The linoleum has a slight pebble finish, so they could walk on it ok.


----------



## skelso (Apr 29, 2009)

wea206 said:


> How big is the room? Is there a reason for the need of a large space? A traditional whelping box built with scrap wood should do fine...for a couple of weeks


Sorry, it was late and I was tired but now that I reread my post I see I could have been a lot more clear...

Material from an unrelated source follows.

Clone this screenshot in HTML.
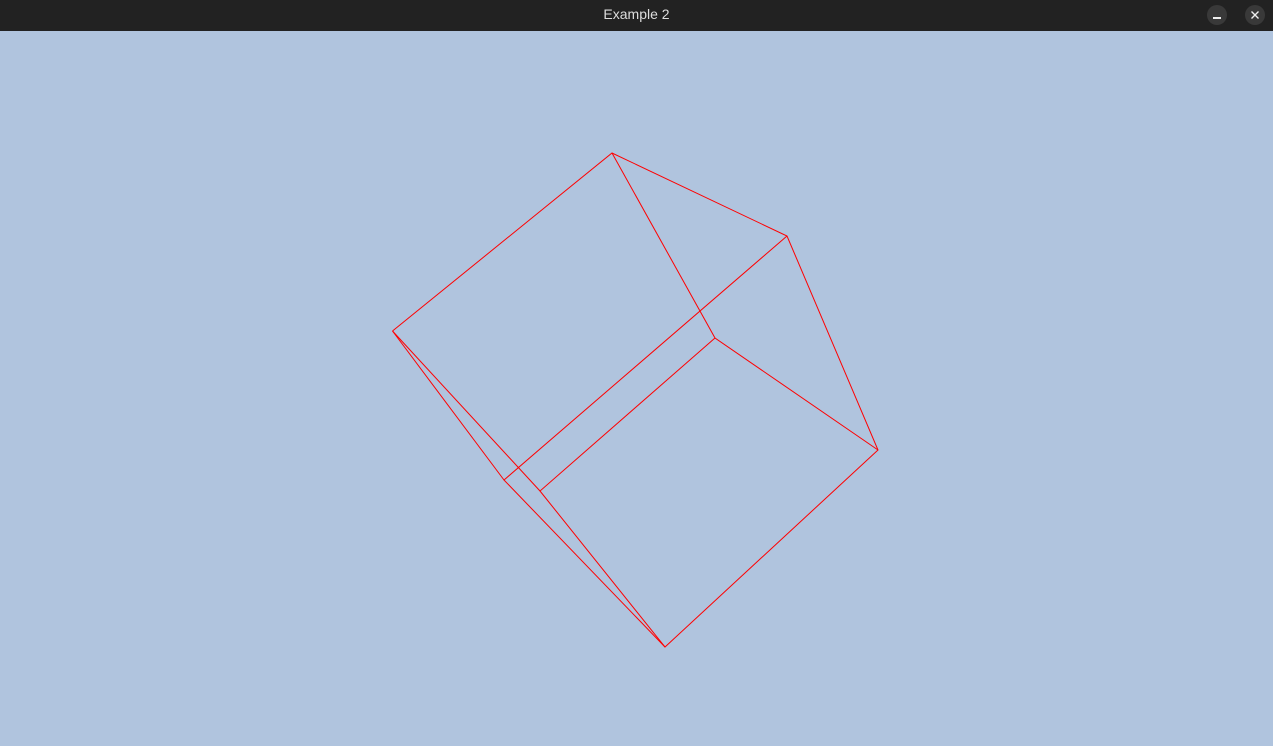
<!DOCTYPE html>
<html><head><style>
body{margin:0;width:1273px;height:746px;overflow:hidden;background:#b0c4de;font-family:"Liberation Sans",sans-serif}
.t{position:absolute;top:0;left:0;width:1273px;height:31px;background:#222;color:#ddd;font-size:14px;line-height:29px;text-align:center}
.b{position:absolute;top:5px;width:20px;height:20px;border-radius:50%;background:#393939}
</style></head><body>
<div class="t">Example 2</div>
<div class="b" style="left:1207px"><div style="position:absolute;left:6px;top:12px;width:8px;height:1.5px;background:#eee"></div></div>
<div class="b" style="left:1245px"><svg width="20" height="20"><path d="M6.5 6.5L13.5 13.5M13.5 6.5L6.5 13.5" stroke="#eee" stroke-width="1.4"/></svg></div>
<svg style="position:absolute;left:0;top:0" width="1273" height="746"><g stroke="red" stroke-width="1" fill="none">
<path d="M392.5 331L612 153L787 236L878 450L665 647L504 480L787 236"/>
<path d="M392.5 331L504 480"/>
<path d="M612 153L715 338L878 450M715 338L540 491L665 647"/>
<path d="M392.5 331L540 491"/>
</g></svg>
</body></html>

Right now the puppies are in a Durawhelp box with a combination of their box liners, towels, etc (depending on what's clean at teh time) and are doing fine. It's once they are ready to come out of the box that I am worried about. I have them in my dining room which is about 8' X 12' with stained concrete floors. I assume I need to cover the entire area with something better suited for them to walk on. I can only cover about 3/4 of it with the carpet pieces I have.


----------



## Jason Glavich (Apr 10, 2008)

skelso said:


> Sorry, it was late and I was tired but now that I reread my post I see I could have been a lot more clear...
> 
> Right now the puppies are in a Durawhelp box with a combination of their box liners, towels, etc (depending on what's clean at teh time) and are doing fine. It's once they are ready to come out of the box that I am worried about. I have them in my dining room which is about 8' X 12' with stained concrete floors. I assume I need to cover the entire area with something better suited for them to walk on. I can only cover about 3/4 of it with the carpet pieces I have.

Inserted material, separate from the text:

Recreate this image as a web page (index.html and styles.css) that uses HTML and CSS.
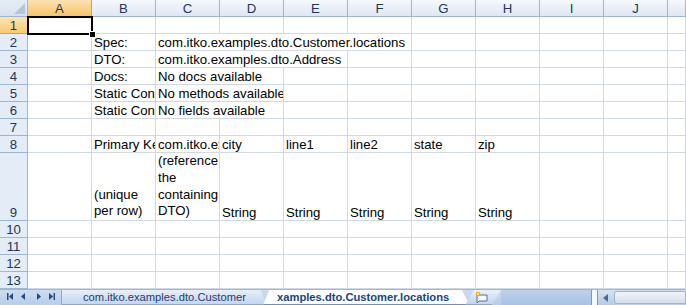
FILE: index.html
```html
<!DOCTYPE html>
<html>
<head>
<meta charset="utf-8">
<link rel="stylesheet" href="styles.css">
</head>
<body>
<div class="app">
  <div class="sheet">
    <!-- header row -->
    <div class="corner"><span class="tri"></span></div>
    <div class="ch sel">A</div><div class="ch">B</div><div class="ch">C</div><div class="ch">D</div><div class="ch">E</div><div class="ch">F</div><div class="ch">G</div><div class="ch">H</div><div class="ch">I</div><div class="ch">J</div><div class="ch"></div>

    <!-- row 1 -->
    <div class="rh sel">1</div>
    <div class="c"></div><div class="c"></div><div class="c"></div><div class="c"></div><div class="c"></div><div class="c"></div><div class="c"></div><div class="c"></div><div class="c"></div><div class="c"></div><div class="c"></div>

    <!-- row 2 -->
    <div class="rh">2</div>
    <div class="c"></div><div class="c">Spec:</div><div class="c s4">com.itko.examples.dto.Customer.locations</div><div class="c"></div><div class="c"></div><div class="c"></div><div class="c"></div><div class="c"></div>

    <!-- row 3 -->
    <div class="rh">3</div>
    <div class="c"></div><div class="c">DTO:</div><div class="c s3">com.itko.examples.dto.Address</div><div class="c"></div><div class="c"></div><div class="c"></div><div class="c"></div><div class="c"></div><div class="c"></div>

    <!-- row 4 -->
    <div class="rh">4</div>
    <div class="c"></div><div class="c">Docs:</div><div class="c s2">No docs available</div><div class="c"></div><div class="c"></div><div class="c"></div><div class="c"></div><div class="c"></div><div class="c"></div><div class="c"></div>

    <!-- row 5 -->
    <div class="rh">5</div>
    <div class="c"></div><div class="c">Static Constructors:</div><div class="c s2">No methods available</div><div class="c"></div><div class="c"></div><div class="c"></div><div class="c"></div><div class="c"></div><div class="c"></div><div class="c"></div>

    <!-- row 6 -->
    <div class="rh">6</div>
    <div class="c"></div><div class="c">Static Constants:</div><div class="c s2">No fields available</div><div class="c"></div><div class="c"></div><div class="c"></div><div class="c"></div><div class="c"></div><div class="c"></div><div class="c"></div>

    <!-- row 7 -->
    <div class="rh">7</div>
    <div class="c"></div><div class="c"></div><div class="c"></div><div class="c"></div><div class="c"></div><div class="c"></div><div class="c"></div><div class="c"></div><div class="c"></div><div class="c"></div><div class="c"></div>

    <!-- row 8 -->
    <div class="rh">8</div>
    <div class="c"></div><div class="c">Primary Key</div><div class="c">com.itko.examples.dto.Customer</div><div class="c">city</div><div class="c">line1</div><div class="c">line2</div><div class="c">state</div><div class="c">zip</div><div class="c"></div><div class="c"></div><div class="c"></div>

    <!-- row 9 -->
    <div class="rh">9</div>
    <div class="c"></div><div class="c wrap">(unique per row)</div><div class="c wrap">(reference the containing DTO)</div><div class="c">String</div><div class="c">String</div><div class="c">String</div><div class="c">String</div><div class="c">String</div><div class="c"></div><div class="c"></div><div class="c"></div>

    <!-- rows 10-13 -->
    <div class="rh">10</div>
    <div class="c"></div><div class="c"></div><div class="c"></div><div class="c"></div><div class="c"></div><div class="c"></div><div class="c"></div><div class="c"></div><div class="c"></div><div class="c"></div><div class="c"></div>
    <div class="rh">11</div>
    <div class="c"></div><div class="c"></div><div class="c"></div><div class="c"></div><div class="c"></div><div class="c"></div><div class="c"></div><div class="c"></div><div class="c"></div><div class="c"></div><div class="c"></div>
    <div class="rh">12</div>
    <div class="c"></div><div class="c"></div><div class="c"></div><div class="c"></div><div class="c"></div><div class="c"></div><div class="c"></div><div class="c"></div><div class="c"></div><div class="c"></div><div class="c"></div>
    <div class="rh">13</div>
    <div class="c"></div><div class="c"></div><div class="c"></div><div class="c"></div><div class="c"></div><div class="c"></div><div class="c"></div><div class="c"></div><div class="c"></div><div class="c"></div><div class="c"></div>

    <div class="active-cell"><span class="handle"></span></div>
  </div>

  <div class="tabbar">
    <div class="nav">
      <svg width="60" height="16" viewBox="0 0 60 16">
        <g fill="#1f4a86">
          <rect x="7" y="4" width="1.5" height="7"/>
          <polygon points="9,7.5 13,4 13,11"/>
          <polygon points="21,7.5 25,4 25,11"/>
          <polygon points="37,4 41,7.5 37,11"/>
          <polygon points="49,4 53,7.5 49,11"/>
          <rect x="53.5" y="4" width="1.5" height="7"/>
        </g>
      </svg>
    </div>
    <div class="tab">com.itko.examples.dto.Customer</div>
    <div class="tab active">xamples.dto.Customer.locations</div>
    <div class="tab insert">
      <svg width="20" height="14" viewBox="0 0 20 14">
        <path d="M4 5 h10 v6 h-8 l-2 2 z" fill="#f4f7fb" stroke="#5d6f88" stroke-width="1"/>
        <circle cx="5" cy="4" r="2.2" fill="#f7a500"/>
        <circle cx="5" cy="4" r="1" fill="#fff3c0"/>
      </svg>
    </div>
    <div class="fill"></div>
    <div class="splitter"></div>
    <div class="sbtn">
      <svg width="14" height="16" viewBox="0 0 14 16"><polygon points="4,8 9,4 9,12" fill="#4a6a96"/></svg>
    </div>
    <div class="track"></div>
  </div>
</div>
</body>
</html>
```

FILE: styles.css
```css
html, body {
  margin: 0;
  padding: 0;
  background: #ffffff;
  overflow: hidden;
}

.app {
  width: 686px;
  height: 305px;
  overflow: hidden;
  font-family: "Liberation Sans", Arial, sans-serif;
  font-size: 13.2px;
}

.sheet {
  position: relative;
  display: grid;
  grid-template-columns: 28px repeat(10, 64px) 18px;
  grid-template-rows: 17px repeat(8, 17px) 68px repeat(4, 17px);
  width: 686px;
  height: 289px;
  overflow: hidden;
}

.corner {
  position: relative;
  box-sizing: border-box;
  background: linear-gradient(#e6edf6, #d7e1ee);
  border-right: 1px solid #9eb6ce;
  border-bottom: 1px solid #9eb6ce;
}

.corner .tri {
  position: absolute;
  right: 2px;
  bottom: 2px;
  width: 0;
  height: 0;
  border-left: 11px solid transparent;
  border-bottom: 11px solid #b4c5dc;
}

.ch {
  box-sizing: border-box;
  background: linear-gradient(#f6f8fc, #dfe7f2);
  border-right: 1px solid #9eb6ce;
  border-bottom: 1px solid #9eb6ce;
  color: #1f3658;
  text-align: center;
  line-height: 17px;
}

.ch.sel {
  background: linear-gradient(#fbe2b3, #f7c467);
  border-right-color: #f29536;
  border-bottom-color: #f29536;
}

.rh {
  box-sizing: border-box;
  background: #e4ecf7;
  border-right: 1px solid #9eb6ce;
  border-bottom: 1px solid #9eb6ce;
  color: #1f3658;
  text-align: center;
  display: flex;
  align-items: flex-end;
  justify-content: center;
  line-height: 14px;
}

.rh.sel {
  background: linear-gradient(#fde3b4, #f8ca73);
  border-right-color: #f29536;
  border-bottom-color: #f29536;
}

.c {
  box-sizing: border-box;
  border-right: 1px solid #d0d7e5;
  border-bottom: 1px solid #d0d7e5;
  color: #000;
  white-space: nowrap;
  overflow: hidden;
  padding: 0 0 0 2px;
  display: flex;
  align-items: flex-end;
  line-height: 14px;
}

.c.s2 { grid-column: span 2; }
.c.s3 { grid-column: span 3; }
.c.s4 { grid-column: span 4; }

.c.wrap {
  white-space: normal;
  line-height: 16.7px;
  padding-right: 0;
}

.active-cell {
  position: absolute;
  left: 27px;
  top: 16px;
  width: 66px;
  height: 19px;
  box-sizing: border-box;
  border: 2px solid #000;
}

.active-cell .handle {
  position: absolute;
  right: -5px;
  bottom: -5px;
  width: 5px;
  height: 5px;
  background: #000;
  border: 1px solid #fff;
}

.tabbar {
  display: flex;
  height: 16px;
  background: linear-gradient(#cddcef, #b9cde8);
  border-top: 1px solid #9eb6ce;
  box-sizing: border-box;
  align-items: stretch;
}

.nav {
  width: 61px;
  display: flex;
  align-items: center;
}

.nav svg { display: block; margin-top: -1px; }

.tab {
  box-sizing: border-box;
  height: 15px;
  font-size: 11.2px;
  line-height: 14px;
  color: #1f3c6b;
  white-space: nowrap;
  overflow: hidden;
}

.tab:not(.active):not(.insert) {
  width: 206px;
  padding-left: 21px;
  background: linear-gradient(#e8eff8, #c5d6ee);
  border-left: 1px solid #8da8cb;
  border-bottom: 1px solid #8da8cb;
  clip-path: polygon(0 0, 97% 0, 100% 100%, 0 100%);
}

.tab.active {
  width: 207px;
  margin-left: -4px;
  padding-left: 14px;
  background: #ffffff;
  font-weight: bold;
  color: #15428b;
  border-bottom: 1px solid #6f8fbd;
  clip-path: polygon(0 100%, 3% 0, 96% 0, 100% 100%);
}

.tab.insert {
  width: 36px;
  margin-left: -5px;
  padding-left: 8px;
  background: linear-gradient(#e9f0f9, #c4d5ee);
  border-bottom: 1px solid #8da8cb;
  clip-path: polygon(0 100%, 25% 0, 100% 0, 75% 100%);
}

.tab.insert svg { display: block; }

.fill {
  flex: 1;
  background: linear-gradient(#bfd1ea, #a9c1e3);
}

.splitter {
  width: 5px;
  background: #f4f7fb;
  border-left: 1px solid #7d97bb;
  border-right: 1px solid #7d97bb;
}

.sbtn {
  width: 16px;
  background: linear-gradient(#d6e2f2, #b7cbe6);
  display: flex;
  align-items: center;
  justify-content: center;
}

.sbtn svg { display: block; }

.track {
  flex: 0 0 70px;
  margin: 1px 0 1px 0;
  border: 1px solid #9eb6ce;
  border-radius: 3px 0 0 3px;
  background: linear-gradient(#f1f5fa, #d3deec);
}
```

I would go with pergo for that size, snap it together maybe 3 boxes and it will cover the floor. I use an outside kennel in the house 5x10 and put pergo under it and cover with woodchips. Also the pergo unsnaps to be put away for next time.


----------



## Sharon Potter (Feb 29, 2004)

Try one of the outdoor patio carpets they sell at most of the big box stores Wal-Mart, Lowe's, Home Depot and the like). They're a tight weave, work great to hose off, and give plenty of traction.


----------



## ErinsEdge (Feb 14, 2003)

You don't want all carpeting IMHO, you don't want them soiling carpet at all. I use a potty box and give them beds. Sheets of linoleum, even end remnants from the building supply stores are the easiest to put down over cement. Roll them up and store them easily. I would invest in some epens-one is not usually enough, and make them high enough they can't climb up them.


----------



## frontier (Nov 3, 2003)

I use the cheap rolls of linoleum rolls from Lowe's or remants from the flooring retail store. Very inexpensive... Potty boxes with wood chips (not cedar). Puppy panels around the entire area. Sleep area in one end..potty area in the other.


----------



## Jennifer Henion (Jan 1, 2012)

Another great option is to get some pond liner from Home Depot. You can have them cut off as much or little as you need. It is heavy enough to stay put, but light and portable enough to pick up and wash off when it's time to move it. In the mean time, it's easy to clean and has a great grip for puppy feet. It's strong enough not to puncture and cheap. Plus, you can fold it and use again at some point in the future.


----------



## skelso (Apr 29, 2009)

Great ideas folks, keep 'em coming!

I hadn't planned to use any pens but I did build temporary walls giving them an entire room to themselves that I can control their escape from with a baby gate. I was going to use one of the carpet pieces, covered with towels / fleece as their sleeping area. I also have plans to buy a small pool to use with pellets or shavings (depending upon availability).I was mostly worried about covering the concrete outside those areas so it wouldn't be so slick.

Y'all have give me so many great ideas I may change that up a bit... Last night while killing time at wal mart waiting for them to repair a tire, I strolled down the clearance aisle and found 2' X3' bathmats on clearance for $5. They are hideous colors but I'm going to go back and buy some for use as beds.


----------